The 53rd edition of the Cartagena International Film Festival (FICCI) kicks off tonight with the opening screening of Andres Baiz’s ROA, a period film about Juan Roa Sierra, the mysterious man who allegedly murdered Colombian presidential candidate Jorge Eliecer Gaitan in 1948.

The festival’s other two galas will be for Brazilian documentary Bel Borba Aqui by Burt Sun and Andre Costantini, and Spanish-Argentine production Everybody Has A Plan (Todos Tenemos Un Plan) by Ana Pieterbbarg, starring Viggo Mortensen.

The festival will screen 107 features (up from last year’s 77).

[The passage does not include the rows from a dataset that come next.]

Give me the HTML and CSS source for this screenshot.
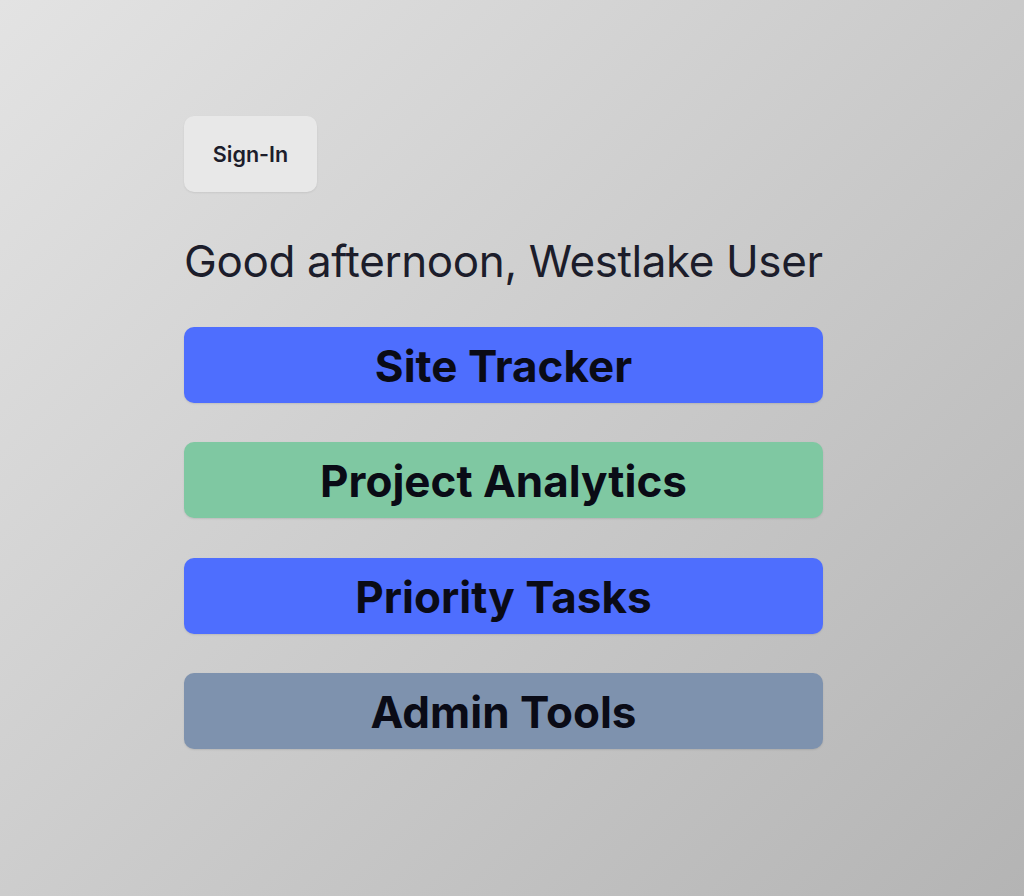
FILE: index.html
```html
<!DOCTYPE html>
<html lang="en">
<head>
<meta charset="utf-8">
<title>Home</title>
<link rel="stylesheet" href="styles.css">
</head>
<body>
<main class="page">
  <div class="column">
    <button class="signin">Sign-In</button>
    <h1 class="greeting">Good afternoon, Westlake User</h1>
    <nav class="menu">
      <a class="tile tile-blue" href="#">Site Tracker</a>
      <a class="tile tile-green" href="#">Project Analytics</a>
      <a class="tile tile-blue" href="#">Priority Tasks</a>
      <a class="tile tile-slate" href="#">Admin Tools</a>
    </nav>
  </div>
</main>
</body>
</html>
```

FILE: styles.css
```css
html, body {
  margin: 0;
  padding: 0;
}
body {
  min-height: 100vh;
  background: linear-gradient(135deg, #e3e3e3 0%, #b4b4b4 100%);
  font-family: Inter, "Noto Sans", sans-serif;
  color: #1c1d2b;
}
.page {
  padding: 116px 0 0 184px;
}
.column {
  width: 639px;
  display: flex;
  flex-direction: column;
  align-items: flex-start;
}
.signin {
  width: 133px;
  height: 76px;
  border: none;
  border-radius: 10px;
  background: #e8e8e8;
  box-shadow: 0 1px 2px rgba(0,0,0,0.08);
  font-family: Inter, "Noto Sans", sans-serif;
  font-size: 21.5px;
  font-weight: 600;
  color: #1c1d2b;
  padding: 0;
}
.greeting {
  margin: 43px 0 0 0;
  font-size: 44px;
  line-height: 53px;
  font-weight: 400;
  color: #1c1d2b;
  white-space: nowrap;
  letter-spacing: -0.4px;
}
.menu {
  align-self: stretch;
  margin-top: 39px;
  display: flex;
  flex-direction: column;
  gap: 39.3px;
}
.tile {
  display: block;
  height: 76px;
  line-height: 78px;
  border-radius: 10px;
  text-align: center;
  text-decoration: none;
  font-size: 44px;
  font-weight: 700;
  color: #0a0b16;
  box-shadow: 0 1px 2px rgba(0,0,0,0.1);
}
.tile-blue { background: #4e6efe; }
.tile-green { background: #7fc8a2; }
.tile-slate { background: #7e92ae; }
```
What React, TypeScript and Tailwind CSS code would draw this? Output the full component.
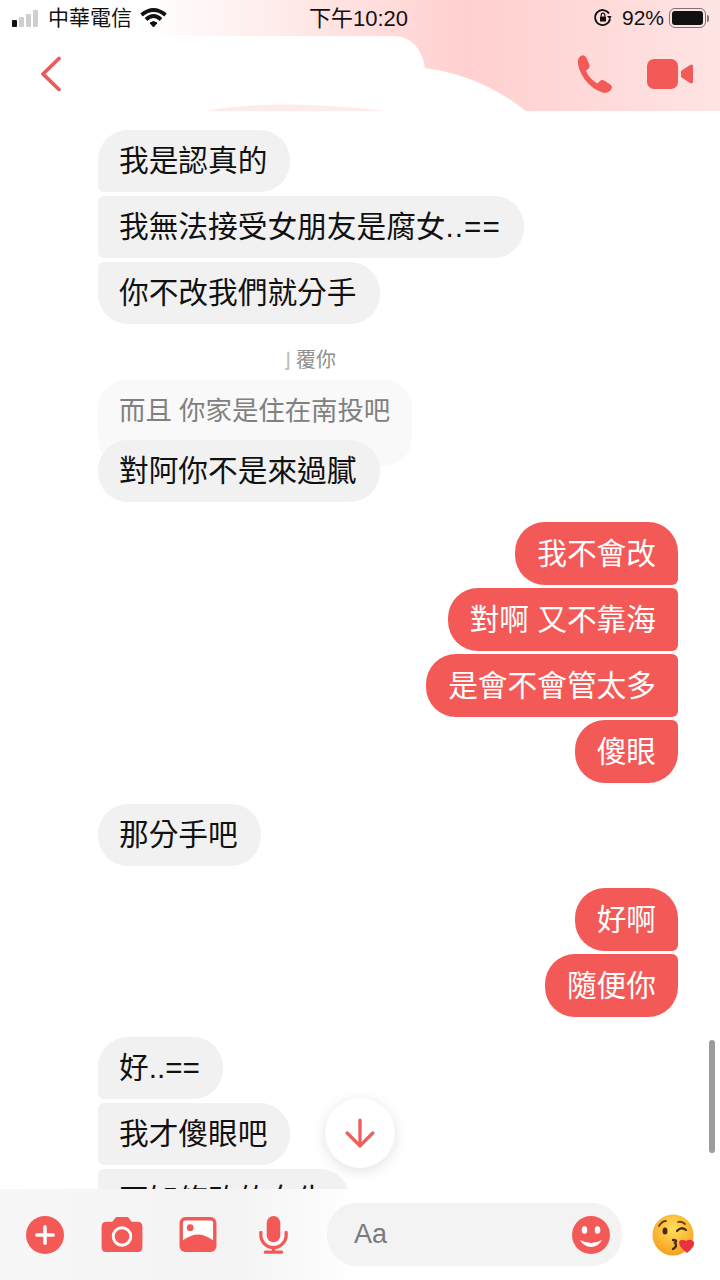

This year’s number of screenings increases to 290 (starting at 9am each morning) at cinemas, new digital theatres and outdoor events for five “cinema under the stars” selections.

Audience demand

Monika Wagenberg, the festival director who joined the festival in late 2010, noted that the increased number of screenings and additional venues were in response to audience demand.

The festival made what she calls “definitely the right” decision to make its screenings free in 2012, and will continue free screenings in 2013 with new changes to handle last year’s overflowing crowds.

“These changes have enabled us to offer more films, but we are also fortunate in that we had a large crop of excellent Colombian and international films to choose from, as you can see from our programme, which features original, provocative stories by newcomers and more established directors.”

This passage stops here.